* **Problem**:
Retype the whole listing, please, keeping every line exact and dropping the pictures.
══ Data section
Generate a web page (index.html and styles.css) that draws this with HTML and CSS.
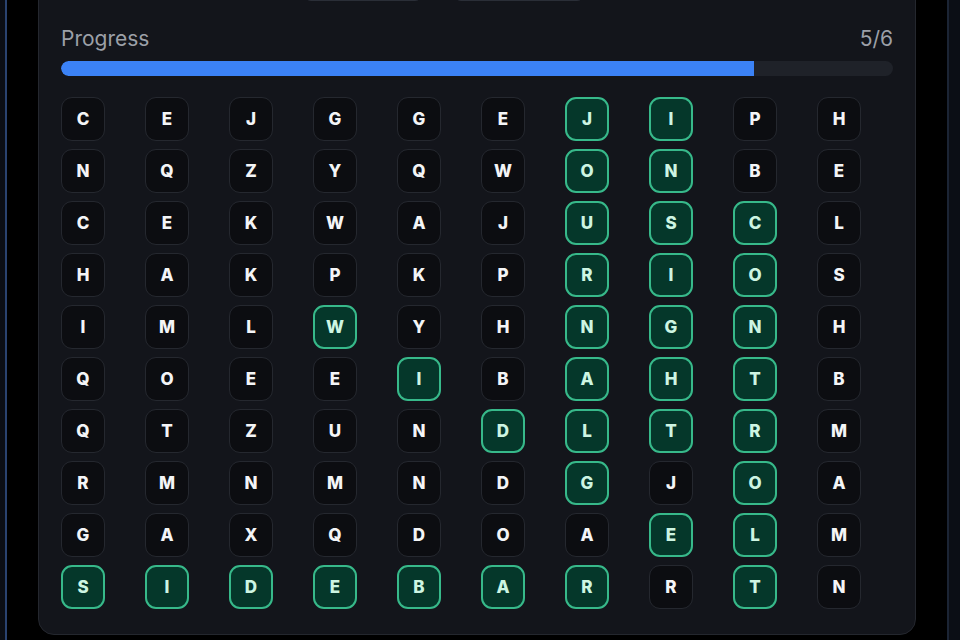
FILE: index.html
```html
<!DOCTYPE html>
<html lang="en">
<head>
  <meta charset="UTF-8" />
  <meta name="viewport" content="width=device-width, initial-scale=1.0" />
  <title>Word Search</title>
  <link rel="stylesheet" href="styles.css">
</head>
<body>
  <div class="frame">
    <div class="card">
      <div class="toolbar">
        <button class="tool-btn wide">New Puzzle</button>
        <button class="tool-btn wider">Show Words</button>
      </div>

      <div class="progress-head">
        <span>Progress</span>
        <span>5/6</span>
      </div>
      <div class="progress-track">
        <div class="progress-fill" style="width: 83.33%"></div>
      </div>

      <div class="grid" id="grid"></div>
    </div>
  </div>

  <script>
    const rows = [
      "CEJGGEJIPH",
      "NQZYQWONBE",
      "CEKWAJUSCL",
      "HAKPKPRIOS",
      "IMLWYHNGNH",
      "QOEEIBAHTB",
      "QTZUNDLTRM",
      "RMNMNDGJOA",
      "GAXQDOAELM",
      "SIDEBARRTN"
    ];
    // found cells as "row,col" (0-based)
    const found = new Set([
      "0,6","1,6","2,6","3,6","4,6","5,6","6,6",
      "0,7","1,7","2,7","3,7","4,7","5,7","6,7",
      "2,8","3,8","4,8","5,8","6,8","7,8","8,8",
      "4,3","5,4","6,5","7,6","8,7","9,8",
      "9,0","9,1","9,2","9,3","9,4","9,5","9,6"
    ]);

    const grid = document.getElementById("grid");
    rows.forEach((row, r) => {
      row.split("").forEach((ch, c) => {
        const cell = document.createElement("div");
        cell.className = found.has(r + "," + c) ? "cell found" : "cell";
        cell.textContent = ch;
        grid.appendChild(cell);
      });
    });
  </script>
</body>
</html>
```

FILE: styles.css
```css
* {
  box-sizing: border-box;
}

html,
body {
  height: 100%;
}

body {
  margin: 0;
  background: #0b0e15;
  font-family: Inter, "Noto Sans", sans-serif;
  overflow: hidden;
}

.frame {
  display: flow-root;
  width: 944px;
  height: 100%;
  margin-left: 5px;
  padding-left: 31px;
  background: #000;
  border-left: 2px solid #2a4370;
  border-right: 2px solid #1b2434;
}

.card {
  width: 878px;
  margin-top: -60px;
  padding: 22px 22px 25px;
  background: #13151b;
  border: 1px solid #24272e;
  border-radius: 16px;
}

.toolbar {
  display: flex;
  gap: 30px;
  padding-left: 242px;
  margin-bottom: 24px;
}

.tool-btn {
  height: 38px;
  background: #181b22;
  color: #c9ccd3;
  border: 1px solid #2a2e37;
  border-radius: 8px;
  font-family: inherit;
  font-size: 14px;
}

.tool-btn.wide {
  width: 120px;
}

.tool-btn.wider {
  width: 132px;
}

.progress-head {
  display: flex;
  justify-content: space-between;
  color: #9ca0a8;
  font-size: 21px;
  line-height: 28px;
  margin-bottom: 8px;
}

.progress-track {
  height: 15px;
  background: #1f2229;
  border-radius: 8px;
  overflow: hidden;
  margin-bottom: 21px;
}

.progress-fill {
  height: 100%;
  background: #3b82f6;
  border-radius: 8px 0 0 8px;
}

.grid {
  display: grid;
  grid-template-columns: repeat(10, 1fr);
  column-gap: 8px;
  row-gap: 8px;
}

.cell {
  width: 44px;
  height: 44px;
  display: flex;
  align-items: center;
  justify-content: center;
  background: #0c0d11;
  border: 1px solid #25282f;
  border-radius: 11px;
  color: #f4f5f7;
  font-size: 17px;
  font-weight: 800;
}

.cell.found {
  background: #05372a;
  border: 2px solid #37b98a;
  color: #cdf5e2;
}
```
════
* **Response below**:
Generate a web page (index.html and styles.css) that draws this with HTML and CSS.
FILE: index.html
```html
<!DOCTYPE html>
<html lang="en">
<head>
  <meta charset="UTF-8" />
  <meta name="viewport" content="width=device-width, initial-scale=1.0" />
  <title>Word Search</title>
  <link rel="stylesheet" href="styles.css">
</head>
<body>
  <div class="frame">
    <div class="card">
      <div class="toolbar">
        <button class="tool-btn wide">New Puzzle</button>
        <button class="tool-btn wider">Show Words</button>
      </div>

      <div class="progress-head">
        <span>Progress</span>
        <span>5/6</span>
      </div>
      <div class="progress-track">
        <div class="progress-fill" style="width: 83.33%"></div>
      </div>

      <div class="grid" id="grid"></div>
    </div>
  </div>

  <script>
    const rows = [
      "CEJGGEJIPH",
      "NQZYQWONBE",
      "CEKWAJUSCL",
      "HAKPKPRIOS",
      "IMLWYHNGNH",
      "QOEEIBAHTB",
      "QTZUNDLTRM",
      "RMNMNDGJOA",
      "GAXQDOAELM",
      "SIDEBARRTN"
    ];
    // found cells as "row,col" (0-based)
    const found = new Set([
      "0,6","1,6","2,6","3,6","4,6","5,6","6,6",
      "0,7","1,7","2,7","3,7","4,7","5,7","6,7",
      "2,8","3,8","4,8","5,8","6,8","7,8","8,8",
      "4,3","5,4","6,5","7,6","8,7","9,8",
      "9,0","9,1","9,2","9,3","9,4","9,5","9,6"
    ]);

    const grid = document.getElementById("grid");
    rows.forEach((row, r) => {
      row.split("").forEach((ch, c) => {
        const cell = document.createElement("div");
        cell.className = found.has(r + "," + c) ? "cell found" : "cell";
        cell.textContent = ch;
        grid.appendChild(cell);
      });
    });
  </script>
</body>
</html>
```

FILE: styles.css
```css
* {
  box-sizing: border-box;
}

html,
body {
  height: 100%;
}

body {
  margin: 0;
  background: #0b0e15;
  font-family: Inter, "Noto Sans", sans-serif;
  overflow: hidden;
}

.frame {
  display: flow-root;
  width: 944px;
  height: 100%;
  margin-left: 5px;
  padding-left: 31px;
  background: #000;
  border-left: 2px solid #2a4370;
  border-right: 2px solid #1b2434;
}

.card {
  width: 878px;
  margin-top: -60px;
  padding: 22px 22px 25px;
  background: #13151b;
  border: 1px solid #24272e;
  border-radius: 16px;
}

.toolbar {
  display: flex;
  gap: 30px;
  padding-left: 242px;
  margin-bottom: 24px;
}

.tool-btn {
  height: 38px;
  background: #181b22;
  color: #c9ccd3;
  border: 1px solid #2a2e37;
  border-radius: 8px;
  font-family: inherit;
  font-size: 14px;
}

.tool-btn.wide {
  width: 120px;
}

.tool-btn.wider {
  width: 132px;
}

.progress-head {
  display: flex;
  justify-content: space-between;
  color: #9ca0a8;
  font-size: 21px;
  line-height: 28px;
  margin-bottom: 8px;
}

.progress-track {
  height: 15px;
  background: #1f2229;
  border-radius: 8px;
  overflow: hidden;
  margin-bottom: 21px;
}

.progress-fill {
  height: 100%;
  background: #3b82f6;
  border-radius: 8px 0 0 8px;
}

.grid {
  display: grid;
  grid-template-columns: repeat(10, 1fr);
  column-gap: 8px;
  row-gap: 8px;
}

.cell {
  width: 44px;
  height: 44px;
  display: flex;
  align-items: center;
  justify-content: center;
  background: #0c0d11;
  border: 1px solid #25282f;
  border-radius: 11px;
  color: #f4f5f7;
  font-size: 17px;
  font-weight: 800;
}

.cell.found {
  background: #05372a;
  border: 2px solid #37b98a;
  color: #cdf5e2;
}
```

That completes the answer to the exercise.